** START RECORD SET **

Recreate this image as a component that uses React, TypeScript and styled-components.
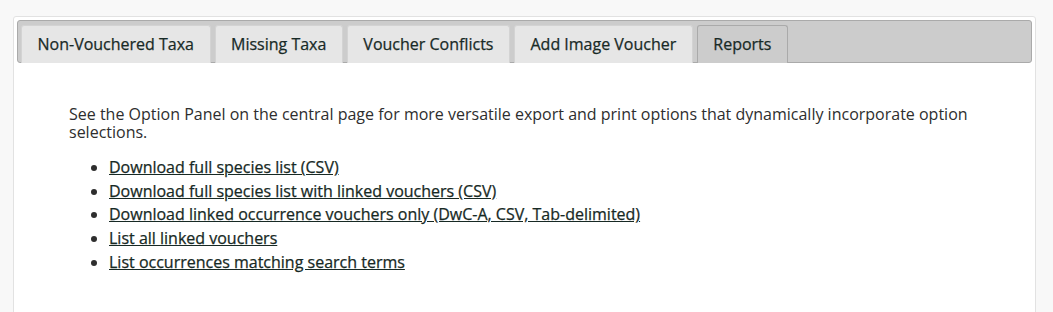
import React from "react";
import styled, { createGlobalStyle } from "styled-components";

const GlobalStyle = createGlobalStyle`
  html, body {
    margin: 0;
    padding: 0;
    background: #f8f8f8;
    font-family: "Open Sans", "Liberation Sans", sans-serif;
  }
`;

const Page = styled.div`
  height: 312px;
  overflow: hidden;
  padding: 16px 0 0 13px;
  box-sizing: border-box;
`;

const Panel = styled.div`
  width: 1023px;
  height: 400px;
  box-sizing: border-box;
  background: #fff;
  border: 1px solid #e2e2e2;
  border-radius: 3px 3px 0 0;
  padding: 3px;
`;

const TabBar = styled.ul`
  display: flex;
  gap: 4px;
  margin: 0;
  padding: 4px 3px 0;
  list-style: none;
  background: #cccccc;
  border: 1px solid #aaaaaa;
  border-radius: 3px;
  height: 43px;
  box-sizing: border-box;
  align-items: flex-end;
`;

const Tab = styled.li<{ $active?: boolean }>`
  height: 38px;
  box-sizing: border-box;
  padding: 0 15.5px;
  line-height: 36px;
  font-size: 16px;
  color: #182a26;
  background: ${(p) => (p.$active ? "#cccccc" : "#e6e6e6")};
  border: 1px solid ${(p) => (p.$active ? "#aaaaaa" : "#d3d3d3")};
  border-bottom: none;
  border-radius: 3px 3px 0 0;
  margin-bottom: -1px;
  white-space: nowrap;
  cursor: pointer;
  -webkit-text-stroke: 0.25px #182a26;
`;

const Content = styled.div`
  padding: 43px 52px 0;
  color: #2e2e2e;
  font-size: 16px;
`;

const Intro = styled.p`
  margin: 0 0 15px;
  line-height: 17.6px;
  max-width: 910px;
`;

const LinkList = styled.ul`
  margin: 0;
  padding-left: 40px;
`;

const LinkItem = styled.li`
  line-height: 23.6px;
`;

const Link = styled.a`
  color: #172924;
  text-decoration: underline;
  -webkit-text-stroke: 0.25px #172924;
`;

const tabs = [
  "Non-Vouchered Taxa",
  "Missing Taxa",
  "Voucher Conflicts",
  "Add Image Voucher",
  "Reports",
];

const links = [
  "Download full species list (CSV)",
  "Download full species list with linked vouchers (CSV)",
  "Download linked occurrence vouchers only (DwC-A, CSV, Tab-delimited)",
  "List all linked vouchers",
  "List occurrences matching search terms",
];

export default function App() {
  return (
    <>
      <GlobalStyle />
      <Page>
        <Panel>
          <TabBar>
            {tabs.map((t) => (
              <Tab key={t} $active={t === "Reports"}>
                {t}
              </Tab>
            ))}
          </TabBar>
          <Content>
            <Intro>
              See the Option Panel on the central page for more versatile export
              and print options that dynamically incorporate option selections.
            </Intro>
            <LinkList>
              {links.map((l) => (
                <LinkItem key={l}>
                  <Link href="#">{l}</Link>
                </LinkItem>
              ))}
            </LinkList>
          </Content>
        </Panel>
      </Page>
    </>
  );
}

** END RECORD SET **
** START RECORD SET **

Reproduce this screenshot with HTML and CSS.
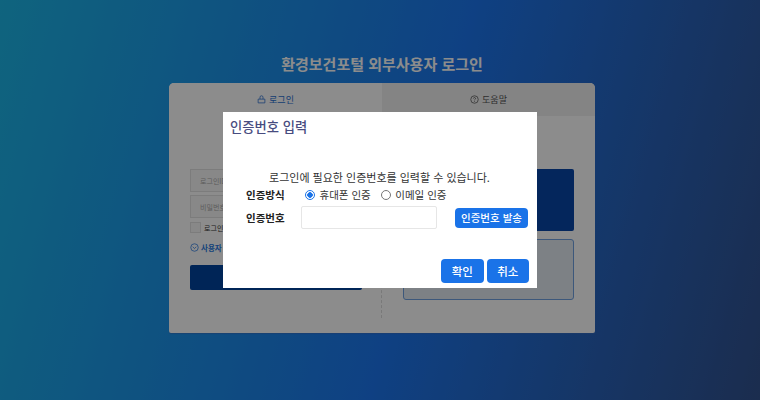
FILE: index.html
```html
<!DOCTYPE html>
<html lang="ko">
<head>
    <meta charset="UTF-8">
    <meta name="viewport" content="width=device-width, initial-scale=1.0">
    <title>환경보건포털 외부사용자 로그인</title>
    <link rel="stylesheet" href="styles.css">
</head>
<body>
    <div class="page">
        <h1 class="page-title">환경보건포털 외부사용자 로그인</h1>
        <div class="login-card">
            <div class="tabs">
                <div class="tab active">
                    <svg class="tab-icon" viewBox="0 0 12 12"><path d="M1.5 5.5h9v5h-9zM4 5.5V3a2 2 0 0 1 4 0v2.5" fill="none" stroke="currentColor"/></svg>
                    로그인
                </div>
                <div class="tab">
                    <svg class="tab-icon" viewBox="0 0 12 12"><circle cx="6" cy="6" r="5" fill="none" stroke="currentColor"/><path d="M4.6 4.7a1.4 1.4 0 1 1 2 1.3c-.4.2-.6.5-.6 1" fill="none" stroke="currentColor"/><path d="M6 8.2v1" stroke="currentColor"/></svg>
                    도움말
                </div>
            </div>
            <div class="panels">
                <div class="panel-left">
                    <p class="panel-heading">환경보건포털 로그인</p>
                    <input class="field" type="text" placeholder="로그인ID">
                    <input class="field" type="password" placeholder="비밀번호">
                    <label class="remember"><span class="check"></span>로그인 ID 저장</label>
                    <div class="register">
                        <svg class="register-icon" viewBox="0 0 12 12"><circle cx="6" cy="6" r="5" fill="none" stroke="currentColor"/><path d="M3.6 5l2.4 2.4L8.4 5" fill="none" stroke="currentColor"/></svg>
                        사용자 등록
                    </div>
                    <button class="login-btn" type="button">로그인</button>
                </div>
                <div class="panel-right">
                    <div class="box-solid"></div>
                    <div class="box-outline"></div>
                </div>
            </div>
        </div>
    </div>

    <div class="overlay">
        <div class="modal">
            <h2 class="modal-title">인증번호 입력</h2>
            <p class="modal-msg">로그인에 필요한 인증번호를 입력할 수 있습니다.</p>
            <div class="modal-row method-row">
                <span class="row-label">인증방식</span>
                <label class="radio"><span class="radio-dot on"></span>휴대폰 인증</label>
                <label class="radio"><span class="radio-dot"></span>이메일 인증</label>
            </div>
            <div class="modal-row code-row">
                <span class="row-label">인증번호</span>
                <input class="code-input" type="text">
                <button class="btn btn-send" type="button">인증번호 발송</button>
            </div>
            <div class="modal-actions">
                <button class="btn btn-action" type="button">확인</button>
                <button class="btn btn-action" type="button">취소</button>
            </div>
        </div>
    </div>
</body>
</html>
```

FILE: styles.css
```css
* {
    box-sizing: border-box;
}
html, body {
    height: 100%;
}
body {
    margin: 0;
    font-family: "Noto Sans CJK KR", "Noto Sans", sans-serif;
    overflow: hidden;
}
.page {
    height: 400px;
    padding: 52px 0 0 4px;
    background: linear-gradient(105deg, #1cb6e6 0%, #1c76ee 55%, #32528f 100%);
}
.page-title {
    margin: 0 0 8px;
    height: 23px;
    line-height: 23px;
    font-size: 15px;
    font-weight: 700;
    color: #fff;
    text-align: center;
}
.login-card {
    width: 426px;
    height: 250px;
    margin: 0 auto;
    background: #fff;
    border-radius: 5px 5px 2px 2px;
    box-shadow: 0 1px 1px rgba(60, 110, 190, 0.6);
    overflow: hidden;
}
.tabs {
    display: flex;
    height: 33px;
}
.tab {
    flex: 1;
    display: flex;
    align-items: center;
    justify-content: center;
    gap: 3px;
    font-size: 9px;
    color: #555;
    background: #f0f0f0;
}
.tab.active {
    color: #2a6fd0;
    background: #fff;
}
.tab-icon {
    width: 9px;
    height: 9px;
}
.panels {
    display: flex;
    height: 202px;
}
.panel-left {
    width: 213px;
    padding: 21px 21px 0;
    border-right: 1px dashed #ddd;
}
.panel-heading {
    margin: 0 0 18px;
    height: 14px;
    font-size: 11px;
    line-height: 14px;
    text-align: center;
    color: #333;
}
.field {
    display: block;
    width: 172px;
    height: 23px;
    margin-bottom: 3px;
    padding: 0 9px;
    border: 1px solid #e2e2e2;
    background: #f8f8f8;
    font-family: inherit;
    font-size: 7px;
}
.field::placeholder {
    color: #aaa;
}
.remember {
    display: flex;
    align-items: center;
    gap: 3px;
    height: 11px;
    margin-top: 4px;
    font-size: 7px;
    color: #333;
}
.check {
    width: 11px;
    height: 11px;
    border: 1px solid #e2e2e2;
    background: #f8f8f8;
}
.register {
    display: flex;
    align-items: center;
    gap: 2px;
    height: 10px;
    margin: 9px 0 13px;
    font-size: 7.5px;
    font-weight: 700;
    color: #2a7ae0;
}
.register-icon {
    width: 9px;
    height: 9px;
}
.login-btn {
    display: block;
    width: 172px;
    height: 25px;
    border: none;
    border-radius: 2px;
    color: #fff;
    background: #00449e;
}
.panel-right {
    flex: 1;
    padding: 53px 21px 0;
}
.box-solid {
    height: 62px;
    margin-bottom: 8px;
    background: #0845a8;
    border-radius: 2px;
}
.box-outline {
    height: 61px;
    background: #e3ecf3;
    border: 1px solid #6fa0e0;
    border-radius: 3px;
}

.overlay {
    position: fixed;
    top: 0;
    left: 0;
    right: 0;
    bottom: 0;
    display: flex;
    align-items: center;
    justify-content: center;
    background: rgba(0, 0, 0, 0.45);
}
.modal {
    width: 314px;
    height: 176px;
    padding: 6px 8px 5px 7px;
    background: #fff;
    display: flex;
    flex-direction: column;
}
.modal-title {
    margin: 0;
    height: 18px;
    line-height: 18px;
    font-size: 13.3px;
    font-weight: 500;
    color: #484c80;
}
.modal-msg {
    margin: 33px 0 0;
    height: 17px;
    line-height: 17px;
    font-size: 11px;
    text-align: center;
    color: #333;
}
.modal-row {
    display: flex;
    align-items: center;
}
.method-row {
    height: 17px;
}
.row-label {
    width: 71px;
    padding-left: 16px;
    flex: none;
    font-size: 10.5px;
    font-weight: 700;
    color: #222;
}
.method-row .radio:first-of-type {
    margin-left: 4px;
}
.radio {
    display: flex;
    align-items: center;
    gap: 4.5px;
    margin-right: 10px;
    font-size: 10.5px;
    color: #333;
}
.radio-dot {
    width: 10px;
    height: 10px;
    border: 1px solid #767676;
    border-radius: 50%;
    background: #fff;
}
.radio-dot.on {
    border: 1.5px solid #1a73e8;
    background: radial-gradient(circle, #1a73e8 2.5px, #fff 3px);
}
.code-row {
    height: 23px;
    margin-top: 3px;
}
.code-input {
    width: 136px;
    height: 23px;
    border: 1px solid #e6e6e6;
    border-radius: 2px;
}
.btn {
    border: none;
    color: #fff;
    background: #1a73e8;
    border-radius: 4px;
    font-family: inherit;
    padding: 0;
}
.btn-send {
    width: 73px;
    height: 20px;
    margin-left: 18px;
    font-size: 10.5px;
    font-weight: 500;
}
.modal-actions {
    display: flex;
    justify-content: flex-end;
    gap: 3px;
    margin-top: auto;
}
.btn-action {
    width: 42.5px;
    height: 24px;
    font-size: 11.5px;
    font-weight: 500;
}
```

** END RECORD SET **

**WRITTEN EXERCISE**.
Count every line bearing the word "styled"; report the total only.

**RESULT FOR THIS TASK**.
11